Но тут оказалось то, чего я не мог предвидеть. Борща стало меньше. Почти вес жир, плавающий наверху, был впитан сажей и выброшен за сарай. Долил воды из чайника. Добавил две ложки топленого свиного жира. Но аппетитный румянец жира куда-то исчез. Сойдет! Часть жира плавала комом поверх борща. Пришлось снова топить плиту. Осмотрелся. Вроде все, как было. Крышку на казанке установил точно, как оставила мама. Спрятав самопал, побежал на улицу играть.

Вскоре пришла мама, а вслед за ней и отец. Сели обедать. Мама налила всем по тарелкам. Взяв кусок хлеба, я ел так, что, как говорят, за ушами трещало. Несмотря на неприятный привкус, да и запах был другим. Отец взял ложку, другую. Отставил ложку:

Что за борщ сегодня у тебя? – недовольно спросил он маму.

Я молча продолжал с аппетитом уплетать борщ. Отец взял ложку и стал перемешивать борщ. Обнаружил черные крупинки, спросил:

– Ты что, оставила борщ открытым?

Все пришли к выводу, что сажу, возможно, потревожила галка, усевшаяся на дымоход греться. Только мама потом долго осматривала плиту, периодически оглядываясь в мою сторону.

Не обходилось без неприятностей. Будучи у двоюродной сестры Лены, работавшей медсестрой, наткнулся на банку с порохом «Сокол», принадлежавшим ее мужу Дюне «Сазонту», фельдшеру медпункта. Недолго думая, отсыпал немного в карман. Зарядив уже испытанный самопал из латунной трубки, к концу дня зашел в дощатый школьный туалет и выстрелил. Боли я не почувствовал, только отдача была сильнее. Кисть залило кровью. Выбросив разорванный самопал в очко туалета, я зажал пальцами левой руки кровоточащую рану между большим и указательным пальцем.

Пока не стемнело, бродил по лесополосе, прикладывая к ране, начинающие желтеть, листья. Придя домой, долго мыл руки с мылом. Мама в это время доила корову. Ужиная, держал руку раной к себе. Крови уже не было. Утром мама заметила неладное:

– Это еще откуда?

– Споткнулся и ранил об железный прут возле стройки.

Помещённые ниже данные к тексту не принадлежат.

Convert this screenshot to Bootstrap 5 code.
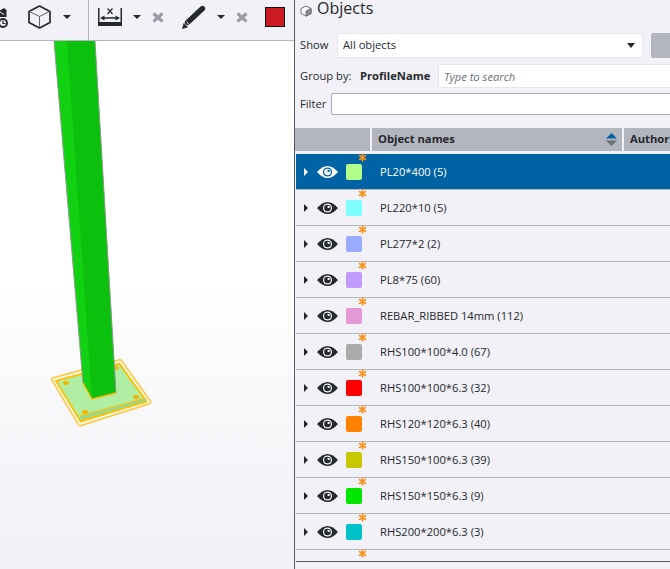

– Сходи обязательно в медпункт. Пусть Лена перевяжет. Как бы заражения не было, – сказала мама.

Медпункта я как раз и боялся. Особенно, если рану увидит Дюня. Но заражения тоже не хотелось. После школы я заточил спичку и острием копался в ране, выковыривая частички не сгоревшего пороха. Вечером, когда открылся медпункт, я пошел туда. Лучше бы я туда не ходил. Едва взглянув на рану, Дюня , хихикнув, сказал:

– Так вот, кто воровал мой порох!

Сумели договориться, что родителям не обязательно знать, что произошло на самом деле. Прошло около шестидесяти лет, но промежуток между моими большим и указательным пальцами до сих пор украшен множеством мелких рваных рубцов.

Мы даже не отдавали себе отчета, но стремление делать все новые и новые самопалы заставляло нас переступать закон. Даже через шестьдесят лет трудно признаться, но за нами оставался неподвижный трактор, после того, как из него была выломана топливная трубка, неисправный ранцевый пульверизатор без длинного латунного наконечника.

Даже с большой натяжкой невозможно было назвать борьбой с самогоноварением разрушение двух исправных самогонных аппаратов. Выстрелы раздавались на Куболте, в лесополосах, за колхозными складами, на стройке новой школы... Когда стреляли за конюшней, молодняк начинал беспорядочно метаться по загону, часто сбивая с ног друг друга.

Раздавались порой выстрелы и в школе, в том числе и в классе во время уроков. Младший брат Виктора Граммы, Боря, ныне здравствующий полковник полиции, проректор полицейской академии по воспитательной работе, вернулся с перемены с не «взявшим», т.е. с не выстрелившим самопалом.

Во время урока, держа руку под партой, Боря механически щелкал изогнутым гвоздем по дну забитой в катушку пули с выплавленным свинцом. С очередным щелчком раздался оглушительный выстрел. Боря, не поднимая руку из-под парты, оцепенел. Дым извитой струйкой медленно проплыл вверх мимо его побледневшего лица.

На борьбу с огнестрельными опытами в село не раз приезжал на мотоцикле участковый Ткач. Он подолгу разбирался, откуда трубки, кто лучше делает самопалы. Но мы успевали вовремя выбрасывать самопалы, а разговоры не давали большой пользы. К этому времени во мне укрепилась нестандартная криминальная черта: в случае опасности или разоблачения не убегать. Наоборот, я выходил вперед, работая, как говорят, на опережение.